Copy exactly, please, the lines of the data from its start through the line containing "(p.first ? 'none'".
** Begin Data in this exercise **
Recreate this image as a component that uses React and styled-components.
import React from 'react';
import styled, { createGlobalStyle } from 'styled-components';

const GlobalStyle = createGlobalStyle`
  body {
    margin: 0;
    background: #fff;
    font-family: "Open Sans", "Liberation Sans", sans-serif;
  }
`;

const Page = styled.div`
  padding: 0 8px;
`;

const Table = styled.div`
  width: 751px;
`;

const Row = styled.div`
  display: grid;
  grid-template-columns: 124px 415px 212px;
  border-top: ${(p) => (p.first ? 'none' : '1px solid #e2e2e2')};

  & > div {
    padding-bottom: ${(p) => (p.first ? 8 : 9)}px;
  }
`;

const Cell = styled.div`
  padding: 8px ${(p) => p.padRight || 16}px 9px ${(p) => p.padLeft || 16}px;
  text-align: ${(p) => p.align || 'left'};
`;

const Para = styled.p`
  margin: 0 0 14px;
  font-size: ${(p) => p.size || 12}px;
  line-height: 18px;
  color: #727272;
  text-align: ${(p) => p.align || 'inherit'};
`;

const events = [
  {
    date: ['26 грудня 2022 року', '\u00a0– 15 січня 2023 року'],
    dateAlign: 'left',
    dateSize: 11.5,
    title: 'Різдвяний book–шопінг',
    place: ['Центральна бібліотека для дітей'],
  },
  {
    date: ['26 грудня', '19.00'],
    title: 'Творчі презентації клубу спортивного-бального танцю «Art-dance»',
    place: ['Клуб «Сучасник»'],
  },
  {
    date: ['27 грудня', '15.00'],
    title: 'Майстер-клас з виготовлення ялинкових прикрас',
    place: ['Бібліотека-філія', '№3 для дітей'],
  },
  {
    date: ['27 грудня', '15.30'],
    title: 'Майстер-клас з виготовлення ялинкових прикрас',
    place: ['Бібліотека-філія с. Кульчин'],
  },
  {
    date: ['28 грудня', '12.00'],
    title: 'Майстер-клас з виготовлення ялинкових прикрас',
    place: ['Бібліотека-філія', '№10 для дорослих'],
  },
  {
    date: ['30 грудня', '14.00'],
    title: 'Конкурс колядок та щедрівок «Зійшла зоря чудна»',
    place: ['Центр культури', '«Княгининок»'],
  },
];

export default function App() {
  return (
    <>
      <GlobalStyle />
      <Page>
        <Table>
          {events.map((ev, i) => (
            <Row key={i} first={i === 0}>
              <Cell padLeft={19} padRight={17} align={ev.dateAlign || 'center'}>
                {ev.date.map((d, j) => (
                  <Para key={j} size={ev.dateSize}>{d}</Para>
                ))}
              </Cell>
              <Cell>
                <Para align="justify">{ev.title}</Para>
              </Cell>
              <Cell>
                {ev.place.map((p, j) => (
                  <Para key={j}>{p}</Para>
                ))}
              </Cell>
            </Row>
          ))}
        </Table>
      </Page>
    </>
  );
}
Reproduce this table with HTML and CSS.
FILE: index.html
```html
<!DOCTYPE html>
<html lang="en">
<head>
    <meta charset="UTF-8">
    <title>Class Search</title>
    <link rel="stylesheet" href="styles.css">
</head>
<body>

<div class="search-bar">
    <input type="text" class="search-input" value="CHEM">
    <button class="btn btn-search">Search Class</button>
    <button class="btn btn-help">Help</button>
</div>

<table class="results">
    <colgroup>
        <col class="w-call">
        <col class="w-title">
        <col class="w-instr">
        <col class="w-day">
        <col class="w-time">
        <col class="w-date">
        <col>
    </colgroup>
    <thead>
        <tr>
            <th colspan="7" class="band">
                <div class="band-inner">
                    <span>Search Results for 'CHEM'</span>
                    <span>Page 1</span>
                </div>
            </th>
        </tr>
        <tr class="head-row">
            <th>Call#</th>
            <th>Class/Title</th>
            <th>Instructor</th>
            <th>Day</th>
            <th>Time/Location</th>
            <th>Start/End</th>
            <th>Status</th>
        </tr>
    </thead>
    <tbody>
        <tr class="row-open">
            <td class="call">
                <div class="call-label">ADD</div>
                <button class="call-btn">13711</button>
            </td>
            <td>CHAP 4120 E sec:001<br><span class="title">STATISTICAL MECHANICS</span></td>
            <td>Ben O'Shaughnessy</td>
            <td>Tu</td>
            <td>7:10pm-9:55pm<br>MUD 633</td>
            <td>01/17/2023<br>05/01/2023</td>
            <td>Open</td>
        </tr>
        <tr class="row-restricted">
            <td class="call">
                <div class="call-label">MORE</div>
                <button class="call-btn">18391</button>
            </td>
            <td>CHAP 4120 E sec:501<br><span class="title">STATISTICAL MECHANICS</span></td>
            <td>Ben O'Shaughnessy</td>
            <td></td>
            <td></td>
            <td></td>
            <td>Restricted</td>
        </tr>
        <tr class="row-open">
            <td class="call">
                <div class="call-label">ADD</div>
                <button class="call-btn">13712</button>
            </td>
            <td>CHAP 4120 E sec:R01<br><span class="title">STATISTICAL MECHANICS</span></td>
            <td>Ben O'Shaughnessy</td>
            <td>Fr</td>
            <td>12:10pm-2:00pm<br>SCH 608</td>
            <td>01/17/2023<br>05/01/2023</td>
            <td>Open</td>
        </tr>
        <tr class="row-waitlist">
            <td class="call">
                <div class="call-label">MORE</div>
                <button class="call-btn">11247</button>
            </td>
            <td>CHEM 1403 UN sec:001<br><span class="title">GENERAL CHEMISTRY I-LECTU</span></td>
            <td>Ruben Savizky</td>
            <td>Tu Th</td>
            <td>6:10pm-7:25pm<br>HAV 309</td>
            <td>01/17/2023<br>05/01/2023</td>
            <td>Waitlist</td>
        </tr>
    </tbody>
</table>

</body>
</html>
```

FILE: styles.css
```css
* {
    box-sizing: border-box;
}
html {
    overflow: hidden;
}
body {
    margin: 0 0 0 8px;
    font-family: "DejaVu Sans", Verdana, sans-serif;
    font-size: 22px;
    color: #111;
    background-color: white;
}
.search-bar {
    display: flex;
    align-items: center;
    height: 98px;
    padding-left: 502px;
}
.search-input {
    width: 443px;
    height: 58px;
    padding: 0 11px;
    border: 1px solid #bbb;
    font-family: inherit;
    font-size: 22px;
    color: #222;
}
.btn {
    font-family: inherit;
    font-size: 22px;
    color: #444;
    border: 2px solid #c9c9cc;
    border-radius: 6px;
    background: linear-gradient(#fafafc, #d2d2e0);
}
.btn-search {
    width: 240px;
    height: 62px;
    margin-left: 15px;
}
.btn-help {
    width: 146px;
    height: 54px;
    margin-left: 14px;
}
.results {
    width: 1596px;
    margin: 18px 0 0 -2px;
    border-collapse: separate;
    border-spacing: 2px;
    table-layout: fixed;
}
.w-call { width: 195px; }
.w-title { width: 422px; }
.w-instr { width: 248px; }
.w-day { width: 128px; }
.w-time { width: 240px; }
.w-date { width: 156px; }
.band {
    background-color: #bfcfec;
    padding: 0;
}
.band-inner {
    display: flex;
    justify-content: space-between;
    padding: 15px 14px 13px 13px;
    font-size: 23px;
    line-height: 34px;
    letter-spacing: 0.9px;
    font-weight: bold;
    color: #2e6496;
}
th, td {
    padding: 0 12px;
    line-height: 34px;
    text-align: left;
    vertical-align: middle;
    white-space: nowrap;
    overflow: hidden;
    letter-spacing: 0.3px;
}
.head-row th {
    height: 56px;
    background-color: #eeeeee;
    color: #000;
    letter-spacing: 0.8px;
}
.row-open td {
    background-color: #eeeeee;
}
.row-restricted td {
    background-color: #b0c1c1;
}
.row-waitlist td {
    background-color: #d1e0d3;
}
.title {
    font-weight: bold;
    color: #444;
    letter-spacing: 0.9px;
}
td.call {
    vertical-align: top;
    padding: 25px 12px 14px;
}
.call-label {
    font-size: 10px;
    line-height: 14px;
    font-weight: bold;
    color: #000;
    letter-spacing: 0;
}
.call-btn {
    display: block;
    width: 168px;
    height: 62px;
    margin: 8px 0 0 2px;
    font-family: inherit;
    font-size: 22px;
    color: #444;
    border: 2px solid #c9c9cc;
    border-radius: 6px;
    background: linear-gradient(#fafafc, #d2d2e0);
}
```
** End Data in this exercise **
The output
Recreate this image as a component that uses React and styled-components.
import React from 'react';
import styled, { createGlobalStyle } from 'styled-components';

const GlobalStyle = createGlobalStyle`
  body {
    margin: 0;
    background: #fff;
    font-family: "Open Sans", "Liberation Sans", sans-serif;
  }
`;

const Page = styled.div`
  padding: 0 8px;
`;

const Table = styled.div`
  width: 751px;
`;

const Row = styled.div`
  display: grid;
  grid-template-columns: 124px 415px 212px;
  border-top: ${(p) => (p.first ? 'none' : '1px solid #e2e2e2')};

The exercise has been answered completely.